OK, so it doesn’t really do much, but it does enough and will do more. Maybe I should give it up and just use Sphinx?

indexes

Indexes are only used for sorting at this stage. The block passed to the class method index has the
selfsame semantics as Enumerable#sort_by.

There are two indexes at the moment: Basic and YAML.

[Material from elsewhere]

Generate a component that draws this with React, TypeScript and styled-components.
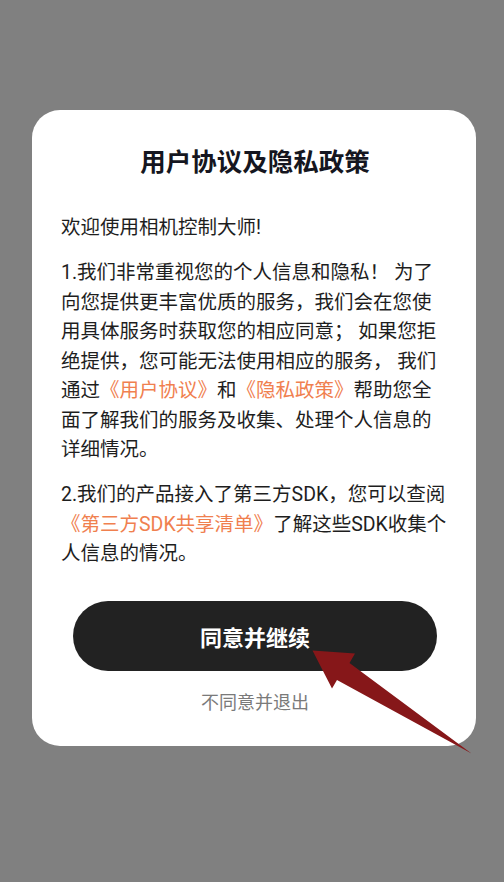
import React from "react";
import styled, { createGlobalStyle } from "styled-components";

const Global = createGlobalStyle`
  html, body { margin: 0; padding: 0; background: #808080; }
  body { font-family: Roboto, "Noto Sans CJK SC", sans-serif; }
`;

const Screen = styled.div`
  position: relative;
  width: 504px;
  height: 882px;
  background: #808080;
  padding: 110px 28px 0 32px;
  box-sizing: border-box;
  overflow: hidden;
`;

const Card = styled.div`
  background: #ffffff;
  border-radius: 28px;
  padding: 32px 27px 30px 29px;
  display: flex;
  flex-direction: column;
`;

const Title = styled.h1`
  margin: 0;
  font-size: 25.5px;
  line-height: 40px;
  font-weight: 700;
  color: #151620;
  text-align: center;
`;

const Body = styled.div`
  margin-top: 31px;
  display: flex;
  flex-direction: column;
  gap: 15.5px;
`;

const Para = styled.p`
  margin: 0;
  font-size: 19.5px;
  line-height: 29.5px;
  color: #1e1e1e;
  word-break: break-all;
`;

const Link = styled.span`
  color: #f0804f;
`;

const Actions = styled.div`
  margin-top: 32.5px;
  display: flex;
  flex-direction: column;
  align-items: center;
  gap: 19px;
`;

const PrimaryButton = styled.button`
  width: 364px;
  height: 70px;
  border: none;
  border-radius: 35px;
  background: #222222;
  color: #ffffff;
  font-family: inherit;
  font-size: 22px;
  font-weight: 700;
  cursor: pointer;
`;

const SecondaryButton = styled.button`
  border: none;
  background: none;
  padding: 0;
  color: #7a7a7a;
  font-family: inherit;
  font-size: 18px;
  line-height: 26px;
  cursor: pointer;
`;

const Arrow = styled.svg`
  position: absolute;
  left: 0;
  top: 0;
  pointer-events: none;
`;

export default function App() {
  return (
    <Screen>
      <Global />
      <Card>
        <Title>用户协议及隐私政策</Title>
        <Body>
          <Para>欢迎使用相机控制大师!</Para>
          <Para>
            1.我们非常重视您的个人信息和隐私！ 为了向您提供更丰富优质的服务，我们会在您使用具体服务时获取您的相应同意； 如果您拒绝提供，您可能无法使用相应的服务， 我们通过
            <Link>《用户协议》</Link>和<Link>《隐私政策》</Link>
            帮助您全面了解我们的服务及收集、处理个人信息的详细情况。
          </Para>
          <Para>
            2.我们的产品接入了第三方SDK，您可以查阅
            <Link>《第三方SDK共享清单》</Link>
            了解这些SDK收集个人信息的情况。
          </Para>
        </Body>
        <Actions>
          <PrimaryButton>同意并继续</PrimaryButton>
          <SecondaryButton>不同意并退出</SecondaryButton>
        </Actions>
      </Card>
      <Arrow width="504" height="882" viewBox="0 0 504 882">
        <polygon
          points="312.5,650.5 355,653.5 349.5,663 471.5,753.5 337,680 332,688.5"
          fill="#861719"
        />
      </Arrow>
    </Screen>
  );
}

  • Basic scans & builds indexes into memory, once on first use.
  • YAML Is a file-cached version of the Basic index. On first use, it tries to read from YAML, then if necessary scans, builds indexes and writes out the YAML cache.

caveats

  • Read-only. Read-write is strongly YAGNI for me, but naively you could get around it by rebuilding the index on write.
  • No specs or nuffin yet. Its just a PoC. The included features don’t really match up with the implementation anymore.

TODO

  • Sqlite index storage.
  • Using git metadata for created and updated at times. This is more of a model implementation thing, but I’d like to include it in the toolkit by default.
  • Efficient will_paginate integration.
  • rake tasks for offline rebuilding of indexes (YAGNI for now).
  • Delta indexing (YAGNI for now).

LICENSE:

(The MIT License)

Copyright © 2009 Lachie Cox

Permission is hereby granted, free of charge, to any person obtaining
a copy of this software and associated documentation files (the
‘Software’), to deal in the Software without restriction, including
without limitation the rights to use, copy, modify, merge, publish,
distribute, sublicense, and/or sell copies of the Software, and to
permit persons to whom the Software is furnished to do so, subject to
the following conditions:

The above copyright notice and this permission notice shall be
included in all copies or substantial portions of the Software.

THE SOFTWARE IS PROVIDED ‘AS IS’, WITHOUT WARRANTY OF ANY KIND,
EXPRESS OR IMPLIED, INCLUDING BUT NOT LIMITED TO THE WARRANTIES OF
MERCHANTABILITY, FITNESS FOR A PARTICULAR PURPOSE AND NONINFRINGEMENT.
IN NO EVENT SHALL THE AUTHORS OR COPYRIGHT HOLDERS BE LIABLE FOR ANY
CLAIM, DAMAGES OR OTHER LIABILITY, WHETHER IN AN ACTION OF CONTRACT,
TORT OR OTHERWISE, ARISING FROM, OUT OF OR IN CONNECTION WITH THE
SOFTWARE OR THE USE OR OTHER DEALINGS IN THE SOFTWARE.